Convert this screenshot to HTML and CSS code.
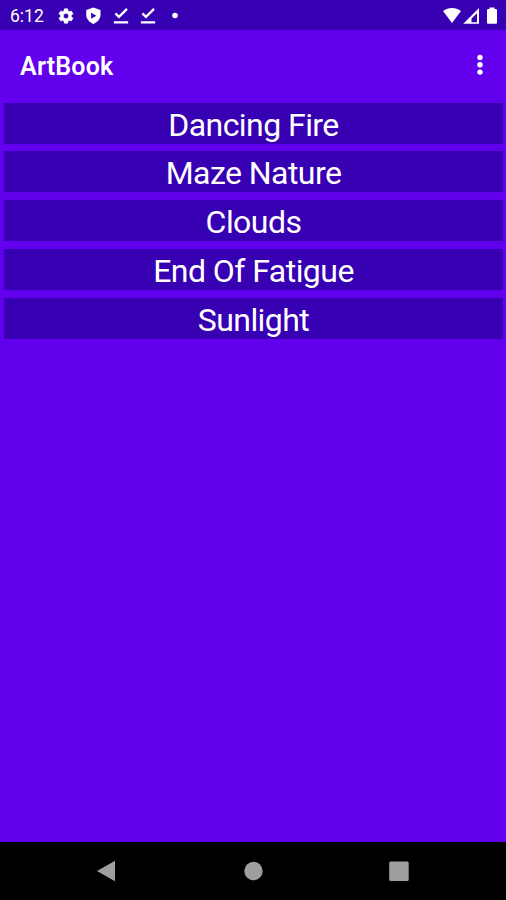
FILE: index.html
```html
<!DOCTYPE html>
<html lang="en">

<head>
    <meta charset="utf-8">
    <meta name="viewport" content="width=device-width, initial-scale=1.0">
    <title>ArtBook</title>
    <link rel="stylesheet" href="styles.css">
</head>

<body>
    <div class="status">
        <span class="time">6:12</span>
        <div class="notifications">
            <svg class="gear" width="18" height="18" viewBox="0 0 24 24">
                <path d="M19.14 12.94c.04-.3.06-.61.06-.94s-.02-.64-.07-.94l2.03-1.58c.18-.14.23-.41.12-.61l-1.92-3.32c-.12-.22-.37-.29-.59-.22l-2.39.96c-.5-.38-1.03-.7-1.62-.94l-.36-2.54c-.04-.24-.24-.41-.48-.41h-3.84c-.24 0-.43.17-.47.41l-.36 2.54c-.59.24-1.13.57-1.62.94l-2.39-.96c-.22-.08-.47 0-.59.22L2.74 8.87c-.12.21-.08.47.12.61l2.03 1.58c-.05.3-.09.63-.09.94s.02.64.07.94l-2.03 1.58c-.18.14-.23.41-.12.61l1.92 3.32c.12.22.37.29.59.22l2.39-.96c.5.38 1.03.7 1.62.94l.36 2.54c.05.24.24.41.48.41h3.84c.24 0 .44-.17.47-.41l.36-2.54c.59-.24 1.13-.56 1.62-.94l2.39.96c.22.08.47 0 .59-.22l1.92-3.32c.12-.22.07-.47-.12-.61zM12 15.6a3.6 3.6 0 1 1 0-7.2 3.6 3.6 0 0 1 0 7.2z" />
            </svg>
            <svg width="18" height="18" viewBox="0 0 24 24">
                <path fill-rule="evenodd" d="M12.500 .5L3 4v6.500c0 5.300 4 9.500 9.500 12 5.500-2.500 9.500-6.700 9.500-12V4zM9.500 7.500L16.500 11.500l-7 4z" />
            </svg>
            <svg width="18" height="18" viewBox="0 0 24 24">
                <path class="line" d="M4.500 8.500l4.800 4.700L20 2.500M2.500 20.500h19" />
            </svg>
            <svg width="18" height="18" viewBox="0 0 24 24">
                <path class="line" d="M4.500 8.500l4.800 4.700L20 2.500M2.500 20.500h19" />
            </svg>
            <svg width="18" height="18" viewBox="0 0 24 24">
                <circle cx="12" cy="11.300" r="3.700" />
            </svg>
        </div>
        <svg class="system" width="56" height="18" viewBox="0 0 56 18">
            <path d="M1 4C6 0 14 0 19 4L10 16z" />
            <path fill-rule="evenodd" d="M37 1v15.700H21.300zM35 6.300l-5.500 5.200v3.700H35z" />
            <path d="M47.500 2V.5h5V2H54q1 0 1 1v12.700q0 1-1 1h-8q-1 0-1-1V3q0-1 1-1z" />
        </svg>
    </div>

    <header>
        <h1>ArtBook</h1>
        <svg class="more" width="8" height="24" viewBox="0 0 8 24">
            <circle cx="4" cy="4.500" r="2.700" />
            <circle cx="4" cy="11.800" r="2.700" />
            <circle cx="4" cy="19.100" r="2.700" />
        </svg>
    </header>

    <main>
        <div class="art">Dancing Fire</div>
        <div class="art">Maze Nature</div>
        <div class="art">Clouds</div>
        <div class="art">End Of Fatigue</div>
        <div class="art">Sunlight</div>
    </main>

    <nav>
        <svg width="22" height="22" viewBox="0 0 22 22">
            <path d="M20 .8v20.400L2 11z" />
        </svg>
        <svg width="22" height="22" viewBox="0 0 22 22">
            <circle cx="11.500" cy="11" r="9.200" />
        </svg>
        <svg width="22" height="22" viewBox="0 0 22 22">
            <rect x="1.200" y="1.500" width="19.500" height="19.500" rx="1.500" />
        </svg>
    </nav>
</body>

</html>
```
FILE: styles.css
```css
* {
    box-sizing: border-box;
}

body {
    margin: 0;
    height: 100vh;
    display: flex;
    flex-direction: column;
    font-family: Roboto, sans-serif;
    color: white;
    background: #6200ee;
}

svg {
    display: block;
    fill: white;
}

.status {
    height: 30px;
    display: flex;
    align-items: center;
    padding: 1px 8px 0 10px;
    background: #3700b3;
}

.time {
    width: 47px;
    font-size: 17.5px;
}

.notifications {
    display: flex;
    gap: 9.300px;
}

.gear {
    stroke: white;
    stroke-width: .8;
}

.line {
    fill: none;
    stroke: white;
    stroke-width: 3;
}

.system {
    margin-left: auto;
}

header {
    height: 72.700px;
    display: flex;
    justify-content: space-between;
    align-items: center;
    padding: 0 22.500px 2px 20px;
}

h1 {
    margin: 2px 0 0;
    font-size: 25px;
    font-weight: 600;
    letter-spacing: .2px;
}

main {
    flex: 1;
    display: flex;
    flex-direction: column;
    gap: 7.800px;
    padding: 0 3px 0 4px;
}

.art {
    height: 41px;
    line-height: 44px;
    font-size: 32px;
    letter-spacing: -.55px;
    text-align: center;
    background: #3700b3;
}

nav {
    height: 58px;
    display: flex;
    justify-content: space-between;
    align-items: center;
    padding: 0 96px 0 95px;
    background: black;
}

nav svg {
    fill: #9e9e9e;
}
```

PROBLEM TO WORK ON: Reproduce the listing exactly. Leave its pictures out.

SOLVED PROBLEM:
Convert this screenshot to HTML and CSS code.
FILE: index.html
```html
<!DOCTYPE html>
<html lang="en">

<head>
    <meta charset="utf-8">
    <meta name="viewport" content="width=device-width, initial-scale=1.0">
    <title>ArtBook</title>
    <link rel="stylesheet" href="styles.css">
</head>

<body>
    <div class="status">
        <span class="time">6:12</span>
        <div class="notifications">
            <svg class="gear" width="18" height="18" viewBox="0 0 24 24">
                <path d="M19.14 12.94c.04-.3.06-.61.06-.94s-.02-.64-.07-.94l2.03-1.58c.18-.14.23-.41.12-.61l-1.92-3.32c-.12-.22-.37-.29-.59-.22l-2.39.96c-.5-.38-1.03-.7-1.62-.94l-.36-2.54c-.04-.24-.24-.41-.48-.41h-3.84c-.24 0-.43.17-.47.41l-.36 2.54c-.59.24-1.13.57-1.62.94l-2.39-.96c-.22-.08-.47 0-.59.22L2.74 8.87c-.12.21-.08.47.12.61l2.03 1.58c-.05.3-.09.63-.09.94s.02.64.07.94l-2.03 1.58c-.18.14-.23.41-.12.61l1.92 3.32c.12.22.37.29.59.22l2.39-.96c.5.38 1.03.7 1.62.94l.36 2.54c.05.24.24.41.48.41h3.84c.24 0 .44-.17.47-.41l.36-2.54c.59-.24 1.13-.56 1.62-.94l2.39.96c.22.08.47 0 .59-.22l1.92-3.32c.12-.22.07-.47-.12-.61zM12 15.6a3.6 3.6 0 1 1 0-7.2 3.6 3.6 0 0 1 0 7.2z" />
            </svg>
            <svg width="18" height="18" viewBox="0 0 24 24">
                <path fill-rule="evenodd" d="M12.500 .5L3 4v6.500c0 5.300 4 9.500 9.500 12 5.500-2.500 9.500-6.700 9.500-12V4zM9.500 7.500L16.500 11.500l-7 4z" />
            </svg>
            <svg width="18" height="18" viewBox="0 0 24 24">
                <path class="line" d="M4.500 8.500l4.800 4.700L20 2.500M2.500 20.500h19" />
            </svg>
            <svg width="18" height="18" viewBox="0 0 24 24">
                <path class="line" d="M4.500 8.500l4.800 4.700L20 2.500M2.500 20.500h19" />
            </svg>
            <svg width="18" height="18" viewBox="0 0 24 24">
                <circle cx="12" cy="11.300" r="3.700" />
            </svg>
        </div>
        <svg class="system" width="56" height="18" viewBox="0 0 56 18">
            <path d="M1 4C6 0 14 0 19 4L10 16z" />
            <path fill-rule="evenodd" d="M37 1v15.700H21.300zM35 6.300l-5.500 5.200v3.700H35z" />
            <path d="M47.500 2V.5h5V2H54q1 0 1 1v12.700q0 1-1 1h-8q-1 0-1-1V3q0-1 1-1z" />
        </svg>
    </div>

    <header>
        <h1>ArtBook</h1>
        <svg class="more" width="8" height="24" viewBox="0 0 8 24">
            <circle cx="4" cy="4.500" r="2.700" />
            <circle cx="4" cy="11.800" r="2.700" />
            <circle cx="4" cy="19.100" r="2.700" />
        </svg>
    </header>

    <main>
        <div class="art">Dancing Fire</div>
        <div class="art">Maze Nature</div>
        <div class="art">Clouds</div>
        <div class="art">End Of Fatigue</div>
        <div class="art">Sunlight</div>
    </main>

    <nav>
        <svg width="22" height="22" viewBox="0 0 22 22">
            <path d="M20 .8v20.400L2 11z" />
        </svg>
        <svg width="22" height="22" viewBox="0 0 22 22">
            <circle cx="11.500" cy="11" r="9.200" />
        </svg>
        <svg width="22" height="22" viewBox="0 0 22 22">
            <rect x="1.200" y="1.500" width="19.500" height="19.500" rx="1.500" />
        </svg>
    </nav>
</body>

</html>
```
FILE: styles.css
```css
* {
    box-sizing: border-box;
}

body {
    margin: 0;
    height: 100vh;
    display: flex;
    flex-direction: column;
    font-family: Roboto, sans-serif;
    color: white;
    background: #6200ee;
}

svg {
    display: block;
    fill: white;
}

.status {
    height: 30px;
    display: flex;
    align-items: center;
    padding: 1px 8px 0 10px;
    background: #3700b3;
}

.time {
    width: 47px;
    font-size: 17.5px;
}

.notifications {
    display: flex;
    gap: 9.300px;
}

.gear {
    stroke: white;
    stroke-width: .8;
}

.line {
    fill: none;
    stroke: white;
    stroke-width: 3;
}

.system {
    margin-left: auto;
}

header {
    height: 72.700px;
    display: flex;
    justify-content: space-between;
    align-items: center;
    padding: 0 22.500px 2px 20px;
}

h1 {
    margin: 2px 0 0;
    font-size: 25px;
    font-weight: 600;
    letter-spacing: .2px;
}

main {
    flex: 1;
    display: flex;
    flex-direction: column;
    gap: 7.800px;
    padding: 0 3px 0 4px;
}

.art {
    height: 41px;
    line-height: 44px;
    font-size: 32px;
    letter-spacing: -.55px;
    text-align: center;
    background: #3700b3;
}

nav {
    height: 58px;
    display: flex;
    justify-content: space-between;
    align-items: center;
    padding: 0 96px 0 95px;
    background: black;
}

nav svg {
    fill: #9e9e9e;
}
```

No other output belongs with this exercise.